Task directions:
In the listing below, find every line containing "this" and copy it out.

___ Material provided

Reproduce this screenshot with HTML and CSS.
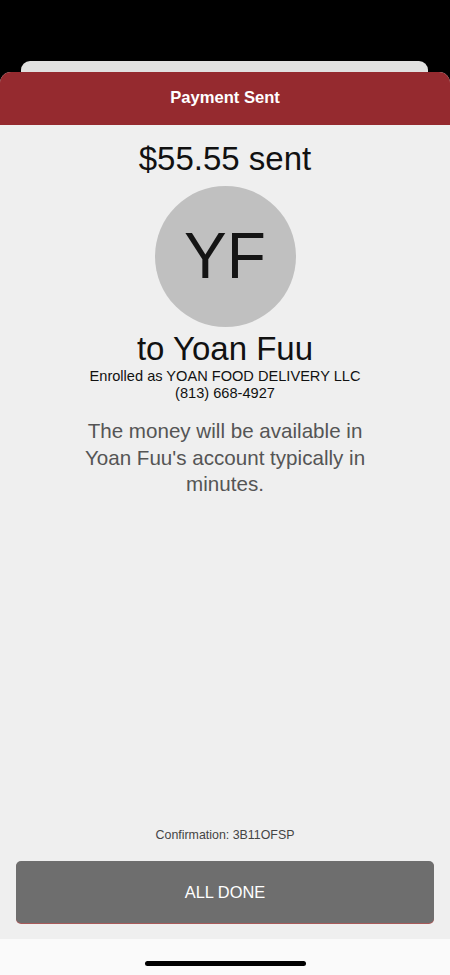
FILE: index.html
```html
<!DOCTYPE html>
<html lang="en">
<head>
<meta charset="utf-8">
<meta name="viewport" content="width=device-width, initial-scale=1">
<title>Payment Sent</title>
<link rel="stylesheet" href="styles.css">
</head>
<body>
<div class="screen">
  <div class="status-area"></div>
  <div class="back-card"></div>
  <div class="sheet">
    <header class="sheet-header">Payment Sent</header>
    <main class="sheet-body">
      <div class="amount">$55.55 sent</div>
      <div class="avatar">YF</div>
      <div class="recipient">to Yoan Fuu</div>
      <div class="enrolled">Enrolled as YOAN FOOD DELIVERY LLC</div>
      <div class="phone">(813) 668-4927</div>
      <p class="note">The money will be available in Yoan Fuu's account typically in minutes.</p>
      <div class="spacer"></div>
      <div class="confirmation">Confirmation: 3B11OFSP</div>
      <button class="done-btn" type="button">ALL DONE</button>
    </main>
    <footer class="home-area"><span class="home-bar"></span></footer>
  </div>
</div>
</body>
</html>
```
FILE: styles.css
```css
* { box-sizing: border-box; }
html, body {
  margin: 0;
  padding: 0;
  background: #000;
  font-family: "Liberation Sans", Arial, sans-serif;
}
.screen {
  width: 450px;
  height: 975px;
  display: flex;
  flex-direction: column;
  overflow: hidden;
}
.status-area {
  height: 61px;
  flex: none;
}
.back-card {
  height: 11px;
  flex: none;
  margin: 0 22px 0 21px;
  background: #e1e1e0;
  border-radius: 9px 9px 0 0;
}
.sheet {
  flex: 1;
  display: flex;
  flex-direction: column;
  border-radius: 11px 11px 0 0;
  overflow: hidden;
  background: #efefef;
}
.sheet-header {
  height: 53px;
  flex: none;
  background: #952a2f;
  color: #fff;
  font-weight: bold;
  font-size: 16.6px;
  display: flex;
  align-items: center;
  justify-content: center;
  padding-bottom: 1px;
}
.sheet-body {
  flex: 1;
  display: flex;
  flex-direction: column;
  align-items: center;
  padding: 15px 16px 16px;
  color: #111;
}
.amount {
  font-size: 33px;
  line-height: 38px;
}
.avatar {
  width: 141px;
  height: 141px;
  border-radius: 50%;
  background: #c0c0c0;
  margin-top: 8px;
  display: flex;
  align-items: center;
  justify-content: center;
  font-size: 64px;
  color: #151515;
  padding-bottom: 2px;
}
.recipient {
  font-size: 33px;
  line-height: 38px;
  margin-top: 3px;
}
.enrolled, .phone {
  font-size: 14.6px;
  line-height: 17px;
}
.note {
  margin: 16px 0 0;
  max-width: 300px;
  text-align: center;
  font-size: 20.6px;
  line-height: 26.5px;
  color: #555;
}
.spacer { flex: 1; }
.confirmation {
  font-size: 12.4px;
  line-height: 15px;
  color: #444;
  margin-bottom: 18px;
}
.done-btn {
  width: 100%;
  height: 62px;
  flex: none;
  border: none;
  border-radius: 5px;
  background: #6e6e6e;
  box-shadow: 0 1px 0 #a85a5a;
  color: #fff;
  font-family: inherit;
  font-size: 16.4px;
  padding: 0;
}
.home-area {
  height: 36px;
  flex: none;
  background: #fafafa;
  display: flex;
  justify-content: center;
  padding-top: 22px;
}
.home-bar {
  display: block;
  width: 161px;
  height: 5px;
  border-radius: 3px;
  background: #000;
}
```
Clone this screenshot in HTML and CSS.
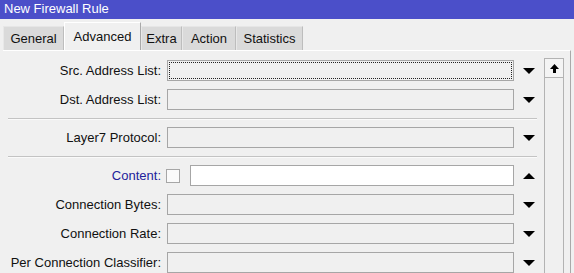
FILE: index.html
```html
<!DOCTYPE html>
<html lang="en">
<head>
    <meta charset="UTF-8">
    <meta name="viewport" content="width=device-width, initial-scale=1.0">
    <title>New Firewall Rule</title>
    <link rel="stylesheet" href="styles.css">
</head>
<body>

    <div class="window">
        <div class="titlebar">New Firewall Rule</div>

        <div class="tabs">
            <div class="tab tab-general">General</div>
            <div class="tab tab-advanced active">Advanced</div>
            <div class="tab tab-extra">Extra</div>
            <div class="tab tab-action">Action</div>
            <div class="tab tab-statistics">Statistics</div>
        </div>

        <div class="panel">
            <div class="form">
                <div class="row">
                    <label>Src. Address List:</label>
                    <div class="field focused"></div>
                    <span class="arrow down"></span>
                </div>
                <div class="row">
                    <label>Dst. Address List:</label>
                    <div class="field"></div>
                    <span class="arrow down"></span>
                </div>

                <div class="sep"></div>

                <div class="row">
                    <label>Layer7 Protocol:</label>
                    <div class="field"></div>
                    <span class="arrow down"></span>
                </div>

                <div class="sep sep-wide"></div>

                <div class="row">
                    <label class="label-blue">Content:</label>
                    <div class="field-group">
                        <span class="checkbox"></span>
                        <div class="field white"></div>
                    </div>
                    <span class="arrow up"></span>
                </div>
                <div class="row">
                    <label>Connection Bytes:</label>
                    <div class="field"></div>
                    <span class="arrow down"></span>
                </div>
                <div class="row">
                    <label>Connection Rate:</label>
                    <div class="field"></div>
                    <span class="arrow down"></span>
                </div>
                <div class="row">
                    <label>Per Connection Classifier:</label>
                    <div class="field"></div>
                    <span class="arrow down"></span>
                </div>
            </div>

            <div class="scrollbar">
                <div class="scroll-btn">
                    <svg width="9" height="9" viewBox="0 0 9 9">
                        <polygon points="4.5,0 9,5 0,5" fill="#000"/>
                        <rect x="3" y="5" width="3" height="4" fill="#000"/>
                    </svg>
                </div>
                <div class="scroll-track"></div>
            </div>
        </div>
    </div>

</body>
</html>
```

FILE: styles.css
```css
body {
    font-family: "Liberation Sans", Arial, sans-serif;
    font-size: 13px;
    background-color: #f0f0f0;
    color: #111;
    margin: 0;
    padding: 0;
}

.window {
    width: 574px;
    height: 273px;
    overflow: hidden;
    background-color: #f0f0f0;
}

.titlebar {
    height: 19px;
    line-height: 18px;
    padding-left: 4px;
    background-color: #4b4fc9;
    color: #fff;
}

/* tab strip */
.tabs {
    display: flex;
    align-items: flex-end;
    height: 31px;
    padding-left: 3px;
}

.tab {
    box-sizing: border-box;
    height: 24px;
    display: flex;
    align-items: center;
    justify-content: center;
    background-color: #dadada;
    border-top: 1px solid #e6e6e6;
    border-left: 1px solid #e8e8e8;
    border-right: 1px solid #bdbdbd;
}

    .tab.active {
        height: 28px;
        background-color: #f0f0f0;
        border-top: 1px solid #fff;
        border-left: 1px solid #fff;
        border-right: 1px solid #a9a9a9;
    }

.tab-general { width: 61px; }
.tab-advanced { width: 77px; }
.tab-extra { width: 41px; }
.tab-action { width: 54px; }
.tab-statistics { width: 67px; }

/* content panel */
.panel {
    display: flex;
    margin: 0 3px;
    height: 223px;
    border-top: 1px solid #fff;
    border-right: 1px solid #a9a9a9;
}

.form {
    padding-top: 9px;
}

.row {
    display: grid;
    grid-template-columns: 158px 347px 18px;
    column-gap: 6px;
    align-items: center;
    height: 21px;
    margin-bottom: 8px;
}

    .row label {
        text-align: right;
        white-space: nowrap;
    }

.label-blue {
    color: #22229b;
}

.field {
    box-sizing: border-box;
    height: 21px;
    border: 1px solid #a6a6a6;
    background-color: #f0f0f0;
}

    .field.focused {
        outline: 1px dotted #222;
        outline-offset: -3px;
    }

    .field.white {
        flex: 1;
        background-color: #fff;
    }

.field-group {
    display: flex;
    align-items: center;
    gap: 10px;
    margin-left: -1px;
}

.checkbox {
    box-sizing: border-box;
    width: 14px;
    height: 14px;
    border: 1px solid #a6a6a6;
    background-color: #fafafa;
}

.arrow {
    justify-self: center;
    width: 0;
    height: 0;
    border-left: 6px solid transparent;
    border-right: 6px solid transparent;
}

    .arrow.down {
        border-top: 6px solid #000;
    }

    .arrow.up {
        border-bottom: 6px solid #000;
    }

.sep {
    width: 529px;
    height: 1px;
    margin: 1px 0 7px 5px;
    background-color: #c3c3c3;
    border-bottom: 1px solid #fafafa;
}

    .sep.sep-wide {
        margin: 2px 0 7px 5px;
    }

/* vertical scrollbar */
.scrollbar {
    box-sizing: border-box;
    display: flex;
    flex-direction: column;
    width: 20px;
    margin: 7px 0 0 6px;
    border-left: 1px solid #b3b3b3;
    border-right: 1px solid #b3b3b3;
}

.scroll-btn {
    height: 18px;
    display: flex;
    align-items: center;
    justify-content: center;
    border-top: 1px solid #b3b3b3;
    border-bottom: 1px solid #b3b3b3;
    background-color: #f4f4f4;
}

.scroll-track {
    flex: 1;
    background-color: #f0f0f0;
}
```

______

Exercise response:
Reproduce this screenshot with HTML and CSS.
Clone this screenshot in HTML and CSS.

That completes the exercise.